The Press-Tribune Roseville, California Tuesday, August 24, 1965 - Page 14
A Paper Curtain Of Our Own
We sneer at the Communists for their iron and bamboo curtains, forgetting we have a paper curtain of our own.
If you have a passport, look at the fine print inside. It tells you what countries you can't visit. If you've used it recently, there's a rubber-stamped notation that you can't go to Cuba, either.
The Supreme Court has recently upheld the State Department's refusal to validate a citizen's passport for travel to Cuba “to make me a better informed citizen.”
In a dissent—which we predict one day will become part of a majority opinion—Justice Douglas delivers himself of some sensible thoughts:
The right to travel, the court has held, is part of the citizen's liberty under the First Amendment. There are areas in which travel may be banned; a raging pestilence could infect not only the traveler but also those with whom lie comes in contact after returning; a theater of war may be too dangerous for travel.
“But the only so-called danger present here is the Communist regime in Cuba. The world, however, is filled with Communist thought … if we are to know them and understand them, we might mingle with them … The First Amendment presupposes a ‘mature people, not afraid of ideas …”
But Justice Douglas is presently in the minority, and the State Department can forbid travel to Cuba. Its most recent and perhaps most ridiculous refusal was in the case of Bobby Fischer, America's best chess player, who was prevented from attempting an international tournament in Havana, presumably because he might be brainwashed.

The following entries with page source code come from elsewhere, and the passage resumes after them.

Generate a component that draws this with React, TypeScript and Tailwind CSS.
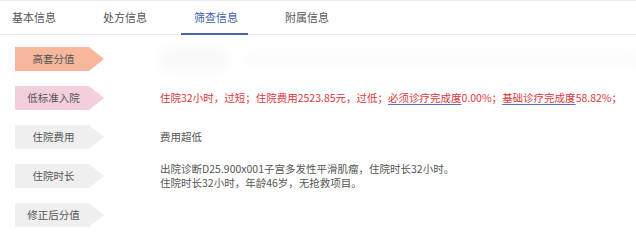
import React from 'react';

// Tabs across the top
const tabs = ['基本信息', '处方信息', '筛查信息', '附属信息'];

interface Row {
  label: string;
  tagClass: string;
  content: React.ReactNode;
}

const rows: Row[] = [
  {
    label: '高套分值',
    tagClass: 'bg-[#f6b79c]',
    content: (
      <div className="flex items-center gap-3 blur-[6px] opacity-30">
        <div className="h-[26px] w-[70px] rounded-full bg-[#e9e9e9]" />
        <div className="h-[12px] w-[400px] rounded bg-[#f0f0f0]" />
      </div>
    ),
  },
  {
    label: '低标准入院',
    tagClass: 'bg-[#f3cfde]',
    content: (
      <p className="text-[#d9363b]">
        住院32小时，过短；住院费用2523.85元，过低；
        <span className="underline decoration-[#5b6fbf] underline-offset-2">必须诊疗完成度</span>
        0.00%；
        <span className="underline decoration-[#5b6fbf] underline-offset-2">基础诊疗完成度</span>
        58.82%；
      </p>
    ),
  },
  {
    label: '住院费用',
    tagClass: 'bg-[#efefef]',
    content: <p className="text-[#555]">费用超低</p>,
  },
  {
    label: '住院时长',
    tagClass: 'bg-[#efefef]',
    content: (
      <p className="text-[#555] leading-[14px]">
        出院诊断D25.900x001子宫多发性平滑肌瘤，住院时长32小时。
        <br />
        住院时长32小时，年龄46岁，无抢救项目。
      </p>
    ),
  },
  {
    label: '修正后分值',
    tagClass: 'bg-[#efefef]',
    content: null,
  },
];

export default function App() {
  return (
    <div
      className="w-[636px] h-[245px] bg-white overflow-hidden text-[10.5px]"
      style={{ fontFamily: '"Microsoft YaHei", "Noto Sans CJK SC", sans-serif' }}
    >
      {/* tab bar */}
      <div className="border-t border-[#ececec] border-b flex h-[35px] pl-[12px]">
        {tabs.map((tab, i) => (
          <div
            key={tab}
            className={`relative flex items-center text-[11px] w-[91px] ${i === 2 ? 'text-[#3b5ea8]' : 'text-[#555]'}`}
          >
            {tab}
            {i === 2 && <div className="absolute bottom-[-1px] left-[-13px] w-[67px] h-[2px] bg-[#4b65a8]" />}
          </div>
        ))}
      </div>

      {/* screening rows */}
      <div className="flex flex-col gap-[15px] pt-[12px] pl-[15px]">
        {rows.map((row) => (
          <div key={row.label} className="flex items-center h-[24px]">
            <div
              className={`${row.tagClass} w-[89px] h-[24px] flex items-center justify-center text-[#555] pr-[12px] shrink-0`}
              style={{ clipPath: 'polygon(0 0, 74px 0, 100% 50%, 74px 100%, 0 100%)' }}
            >
              {row.label}
            </div>
            <div className="ml-[56px] whitespace-nowrap">{row.content}</div>
          </div>
        ))}
      </div>
    </div>
  );
}
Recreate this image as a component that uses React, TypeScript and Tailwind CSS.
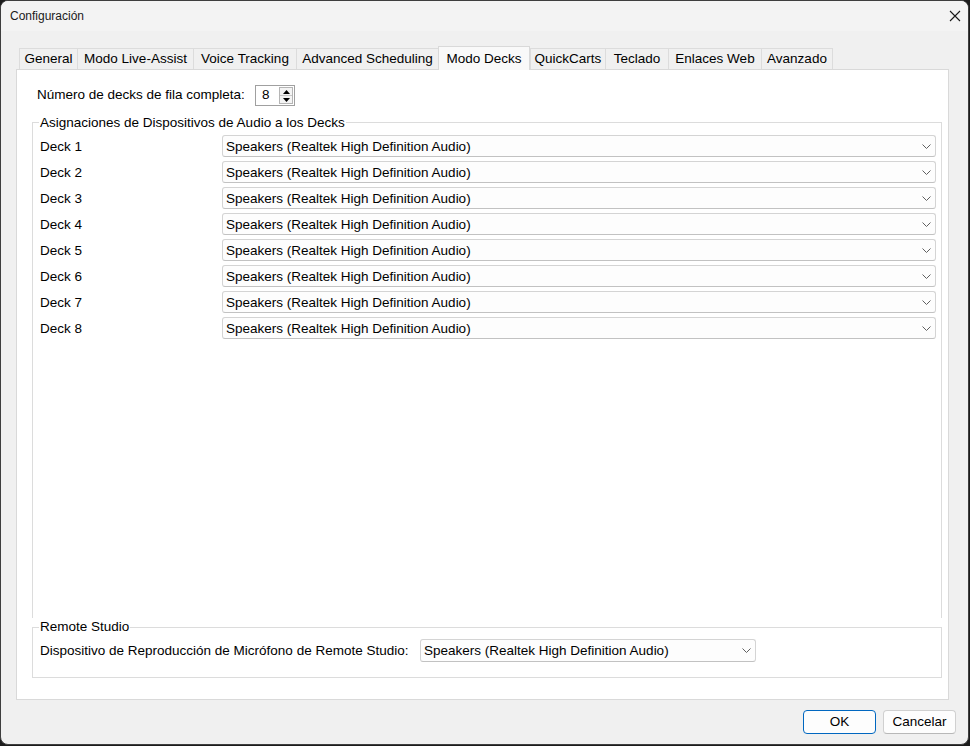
import React from 'react';

const tabs = [
  { label: 'General', w: 'w-[58px]' },
  { label: 'Modo Live-Assist', w: 'w-[116px]' },
  { label: 'Voice Tracking', w: 'w-[103px]' },
  { label: 'Advanced Scheduling', w: 'w-[142px]' },
  { label: 'Modo Decks', w: 'w-[92px]', active: true },
  { label: 'QuickCarts', w: 'w-[75px]' },
  { label: 'Teclado', w: 'w-[63px]' },
  { label: 'Enlaces Web', w: 'w-[93px]' },
  { label: 'Avanzado', w: 'w-[72px]', last: true },
];

const decks = [1, 2, 3, 4, 5, 6, 7, 8];
const device = 'Speakers (Realtek High Definition Audio)';

function Chevron() {
  return (
    <svg width="9" height="5" viewBox="0 0 9 5" className="shrink-0">
      <polyline points="0.5,0.5 4.5,4.5 8.5,0.5" fill="none" stroke="#606060" strokeWidth="1" />
    </svg>
  );
}

function DeviceSelect({ className }: { className: string }) {
  return (
    <div
      className={`flex items-center justify-between pl-[3px] pr-[4px] bg-[#fdfdfd] border border-[#d4d4d4] border-b-[#c2c2c2] rounded-[3px] ${className}`}
    >
      <span className="leading-none pt-px">{device}</span>
      <Chevron />
    </div>
  );
}

export default function App() {
  return (
    <div className="w-[970px] h-[746px] bg-[#1c1c1c] font-['Liberation_Sans',Arial,sans-serif] text-[13.5px] text-black">
      <div className="w-[969px] h-[745px] rounded-[8px] border border-[#3e3e3e] bg-[#f0f0f0] overflow-hidden flex flex-col">
        {/* Title bar */}
        <div className="h-[30px] bg-[#f3f3f3] flex items-center justify-between pl-[9px] pr-[7px] shrink-0">
          <span className="text-[12px] text-[#1a1a1a]">Configuración</span>
          <svg width="12" height="12" viewBox="0 0 12 12">
            <path d="M1 1 L11 11 M11 1 L1 11" stroke="#1a1a1a" strokeWidth="1.1" />
          </svg>
        </div>

        {/* Tabs */}
        <div className="pt-[15px] ml-[15px] w-[933px]">
          <div className="flex items-end pl-[3px] h-[23px]">
            {tabs.map((t) =>
              t.active ? (
                <div
                  key={t.label}
                  className={`${t.w} h-[24px] -mb-px relative z-10 bg-[#f9f9f9] border border-b-0 border-[#d9d9d9] flex justify-center pt-[2px]`}
                >
                  {t.label}
                </div>
              ) : (
                <div
                  key={t.label}
                  className={`${t.w} h-[21px] bg-[#f0f0f0] border-t border-l ${t.last ? 'border-r' : ''} border-[#dcdcdc] flex items-center justify-center`}
                >
                  {t.label}
                </div>
              )
            )}
          </div>

          {/* Panel */}
          <div className="h-[631px] bg-white border border-[#d9d9d9] flex flex-col">
            <div className="flex items-center pl-[20px] pt-[15px] h-[36px]">
              <span className="w-[218px] shrink-0">Número de decks de fila completa:</span>
              <div className="w-[40px] h-[21px] border border-[#a0a0a0] flex items-center justify-between pl-[6px] pr-px">
                <span>8</span>
                <div className="flex flex-col w-[14px] h-[17px] border border-[#b5b5b5] bg-[#f4f4f4]">
                  <div className="flex-1 flex items-center justify-center border-b border-[#c8c8c8]">
                    <svg width="7" height="4" viewBox="0 0 7 4">
                      <polygon points="3.5,0 7,4 0,4" fill="#000" />
                    </svg>
                  </div>
                  <div className="flex-1 flex items-center justify-center">
                    <svg width="7" height="4" viewBox="0 0 7 4">
                      <polygon points="0,0 7,0 3.5,4" fill="#000" />
                    </svg>
                  </div>
                </div>
              </div>
            </div>

            {/* Device assignment group */}
            <div className="relative mt-[16px] ml-[15px] w-[910px] h-[496px] border-t border-l border-r border-[#dcdcdc] pl-[7px] pr-[5px] pt-[12px]">
              <span className="absolute -top-[8px] left-[6px] bg-white px-[1px] leading-[16px]">
                Asignaciones de Dispositivos de Audio a los Decks
              </span>
              <div className="flex flex-col gap-[4px]">
                {decks.map((d) => (
                  <div key={d} className="flex items-center h-[22px]">
                    <span className="w-[182px] shrink-0 pt-[2px]">Deck {d}</span>
                    <DeviceSelect className="flex-1 h-[22px]" />
                  </div>
                ))}
              </div>
            </div>

            {/* Remote Studio group */}
            <div className="relative mt-[9px] ml-[15px] w-[910px] h-[51px] border border-[#dcdcdc] pl-[7px] pt-[11px]">
              <span className="absolute -top-[9px] left-[6px] bg-white px-[1px] leading-[16px]">Remote Studio</span>
              <div className="flex items-center h-[23px]">
                <span className="w-[380px] shrink-0 pt-px">Dispositivo de Reproducción de Micrófono de Remote Studio:</span>
                <DeviceSelect className="w-[336px] h-[23px]" />
              </div>
            </div>
          </div>
        </div>

        {/* Buttons */}
        <div className="flex justify-end gap-[7px] mt-[10px] pr-[12px]">
          <button className="w-[73px] h-[24px] rounded-[4px] border border-[#0067c0] bg-[#fdfdfd]">
            OK
          </button>
          <button className="w-[73px] h-[24px] rounded-[4px] border border-[#d0d0d0] border-b-[#b8b8b8] bg-[#fdfdfd]">
            Cancelar
          </button>
        </div>
      </div>
    </div>
  );
}
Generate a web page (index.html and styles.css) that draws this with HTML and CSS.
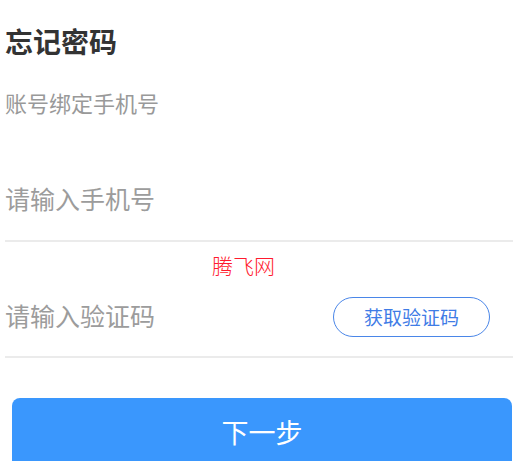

Fischer has arranged to take part in the tournament by telephone, while his colleagues from nations of all shades of political opinion sit in Havana and meditate upon American timidity. The State Department must at all costs preserve this paper curtain it has erected. We suggest it send out a crew of CIA frog-men to cut the telephone cable out of Miami to keep Fischer and the rest of us oh, so unsullied by any contact with residents of (you should pardon the expression) Cuba.